### WRITTEN PROBLEM
For each line in the data below that holds "page", return a copy.

─── SUPPLIED MATERIAL ───

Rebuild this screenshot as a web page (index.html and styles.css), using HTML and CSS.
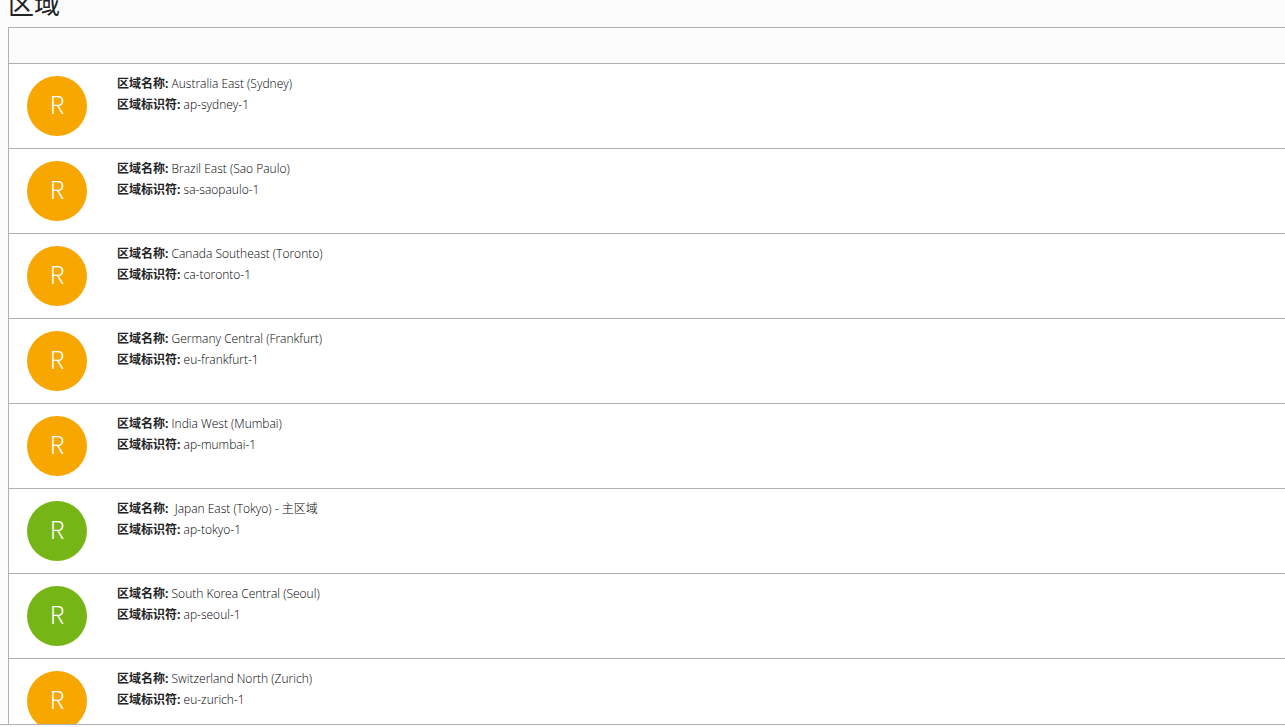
FILE: index.html
```html
<!DOCTYPE html>
<html lang="zh-CN">
<head>
    <meta charset="UTF-8">
    <meta name="viewport" content="width=device-width, initial-scale=1.0">
    <title>区域</title>
    <link rel="stylesheet" href="styles.css">
</head>
<body>
    <main class="content">
        <h1 class="page-title">区域</h1>
        <div class="region-list">
            <div class="list-header"></div>
            <div class="region-item">
                <div class="region-icon">R</div>
                <div class="region-details">
                    <p><strong>区域名称:</strong> Australia East (Sydney)</p>
                    <p><strong>区域标识符:</strong> ap-sydney-1</p>
                </div>
            </div>
            <div class="region-item">
                <div class="region-icon">R</div>
                <div class="region-details">
                    <p><strong>区域名称:</strong> Brazil East (Sao Paulo)</p>
                    <p><strong>区域标识符:</strong> sa-saopaulo-1</p>
                </div>
            </div>
            <div class="region-item">
                <div class="region-icon">R</div>
                <div class="region-details">
                    <p><strong>区域名称:</strong> Canada Southeast (Toronto)</p>
                    <p><strong>区域标识符:</strong> ca-toronto-1</p>
                </div>
            </div>
            <div class="region-item">
                <div class="region-icon">R</div>
                <div class="region-details">
                    <p><strong>区域名称:</strong> Germany Central (Frankfurt)</p>
                    <p><strong>区域标识符:</strong> eu-frankfurt-1</p>
                </div>
            </div>
            <div class="region-item">
                <div class="region-icon">R</div>
                <div class="region-details">
                    <p><strong>区域名称:</strong> India West (Mumbai)</p>
                    <p><strong>区域标识符:</strong> ap-mumbai-1</p>
                </div>
            </div>
            <div class="region-item">
                <div class="region-icon subscribed">R</div>
                <div class="region-details">
                    <p><strong>区域名称:</strong>&nbsp; Japan East (Tokyo) - 主区域</p>
                    <p><strong>区域标识符:</strong> ap-tokyo-1</p>
                </div>
            </div>
            <div class="region-item">
                <div class="region-icon subscribed">R</div>
                <div class="region-details">
                    <p><strong>区域名称:</strong> South Korea Central (Seoul)</p>
                    <p><strong>区域标识符:</strong> ap-seoul-1</p>
                </div>
            </div>
            <div class="region-item">
                <div class="region-icon">R</div>
                <div class="region-details">
                    <p><strong>区域名称:</strong> Switzerland North (Zurich)</p>
                    <p><strong>区域标识符:</strong> eu-zurich-1</p>
                </div>
            </div>
        </div>
    </main>
    <footer class="page-footer"></footer>
</body>
</html>
```
FILE: styles.css
```css
* {
    box-sizing: border-box;
}
body {
    display: flex;
    flex-direction: column;
    height: 100vh;
    margin: 0;
    overflow: hidden;
    font-family: "Open Sans", "Noto Sans CJK SC", sans-serif;
    font-size: 12px;
    font-weight: 300;
    line-height: 21px;
    background-color: #fcfcfc;
    color: #000;
}
.content {
    flex: 1;
    min-height: 0;
    padding-left: 8px;
    overflow: hidden;
}
.page-title {
    margin: -14px 0 5px;
    font-size: 26px;
    font-weight: 400;
    line-height: 36px;
    color: #222;
}
.region-list {
    border: 1px solid #b0b0b0;
    border-right: none;
}
.list-header {
    height: 35px;
}
.region-item {
    display: flex;
    gap: 30px;
    padding: 9px 18px 12px;
    border-top: 1px solid #b0b0b0;
    background-color: #fff;
}
.region-icon {
    width: 60px;
    height: 60px;
    margin-top: 3px;
    border-radius: 50%;
    background-color: #f8a600;
    color: #fff;
    font-family: "Noto Sans CJK SC", sans-serif;
    font-size: 24px;
    line-height: 56px;
    text-align: center;
}
.region-icon.subscribed {
    background-color: #76b516;
}
.region-details p {
    margin: 0;
}
.region-details strong {
    font-weight: 700;
    color: #222;
}
.page-footer {
    height: 3px;
    border-top: 1px solid #b0b0b0;
}
```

───

### WORKED SOLUTION
Rebuild this screenshot as a web page (index.html and styles.css), using HTML and CSS.
        <h1 class="page-title">区域</h1>
    <footer class="page-footer"></footer>
.page-title {
.page-footer {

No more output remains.